The official synopsis for Mortal Kombat II assumes its audience saw the first film. In it, the champions, along with Cage, fight in an all-out, no-holds-barred effort to keep Shao Kahn from conquering the realm of Earth. The entire existence of Earthrealm is at stake.

The cast from the 2021 film is returning to include Lewis Tan as Cole Young, Jessica McNamee as Sonya Blade, Joe Taslim as Bi-Han/Noob Saibot (a.k.a Sub-Zero), Tadanobu Asano as Lord Raiden, Josh Lawson as Kano, Ludi Lin as Liu Kang, Mehcad Brooks as Jax Briggs, Chin Han as Shang Tsung, Hiroyuki Sanada as Scorpion, and Max Huang as Kung Lao.

The new additions to the cast as new fighters include Adeline Rudolph as Kitana, Tati Gabrielle as Jade, Damon Herriman, who voiced Kabal in the last film, as Quan Chi, Martyn Ford as Shao Kahn, CJ Bloomfield as Baraka, Desmond Chiam as King Jerrod, and Ana Thu Nguyen as Queen Sindel.

The film’s trailer also gives viewers an introduction to a self-aware Cage that sets the tone for his character in the film. The first shot of Cage is in a bar when a fan approaches him. “I loved Citizen Cage as a kid,” the man gushes to Cage. “They should do a reboot!” Cage fires back, exuding bitterness that his career as an action star has seemingly fallen. “Nobody wants that because that s–t died in the 1990s,” he sneers back.

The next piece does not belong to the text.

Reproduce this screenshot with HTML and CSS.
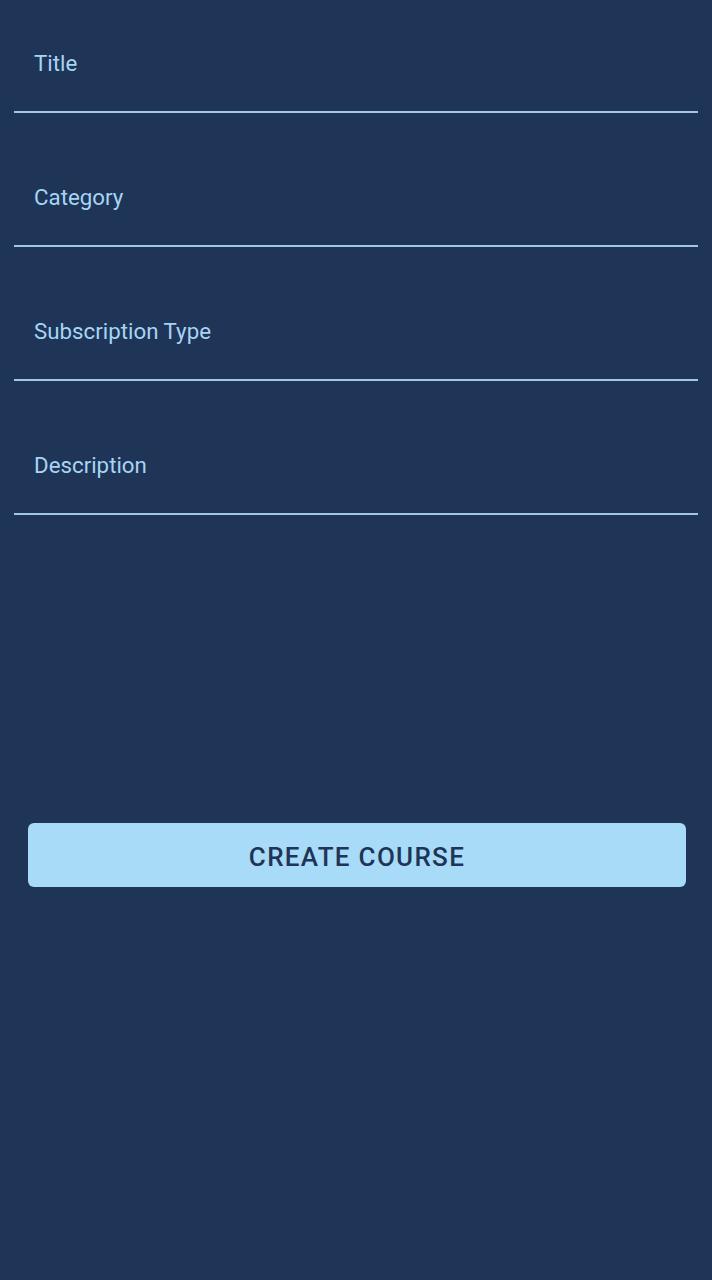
FILE: index.html
```html
<!DOCTYPE html>
<html>
<head>
<meta charset="utf-8">
<link rel="stylesheet" href="styles.css">
</head>
<body>
<div class="screen">
  <form class="form">
    <div class="field"><span class="label">Title</span></div>
    <div class="field"><span class="label">Category</span></div>
    <div class="field"><span class="label">Subscription Type</span></div>
    <div class="field"><span class="label">Description</span></div>
    <button type="button" class="create">CREATE COURSE</button>
  </form>
</div>
</body>
</html>
```
FILE: styles.css
```css
html, body {
  margin: 0;
  padding: 0;
  background: #1e3557;
}
.screen {
  width: 712px;
  height: 1280px;
  background: #1e3557;
  font-family: Roboto, "Noto Sans", sans-serif;
}
.form {
  display: flex;
  flex-direction: column;
  gap: 21px;
  padding: 0 14px;
  margin: 0;
}
.field {
  border-bottom: 2px solid #9ec7e8;
  padding-left: 20px;
  padding-top: 50px;
  height: 61px;
}
.label {
  display: block;
  font-size: 22.3px;
  line-height: 26px;
  color: #a7d4f4;
}
.create {
  margin: 287px 12px 0 14px;
  height: 64px;
  border: none;
  border-radius: 6px;
  background: #a8dbf8;
  color: #1e3557;
  font-family: Roboto, "Noto Sans", sans-serif;
  font-weight: 500;
  font-size: 26px;
  letter-spacing: 1.3px;
  padding: 3px 0 0 0;
}
```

Enter Lord Raiden and Sonya Blade, who interrupt the former action star to give Cage news that he “has been chosen to fight.” Cage assumes the duo are but two overzealous fans, until he is whisked away to anotherworldly ring to fight in what’s described as a “fighting tournament to the death.” Cage is predictably reluctant about the whole situation. “F— that,” he mutters.

Cage also tells them that he “has no powers,” before quipping that “I’m just incredibly handsome.” He ultimately relents when he learns the fate of Earthrealm is at stake, though he does ask that his opponents “please don’t hurt my face.” From there, the trailer is very much what Mortal Kombat fans are anticipating. It’s gory and over-the-top with all of the stylized moves the game fans have come to expect, finishers and all. Classic catchphrases like Scorpion’s “Get over here!” are met with expected groans from their targets, and the fight to the death is indeed no-holds-barred, with an unabashed, gleeful violence on full display.

The film appears to know it’s for fans of the game, but it also sets up to skewer itself with a self-aware Cage. Whether that’s enough to make it work as a commercial endeavor remains to be seen, but the sequel is not letting the over-the-top spectacle hang back.

Mortal Kombat II will be in theaters on October 24, 2025.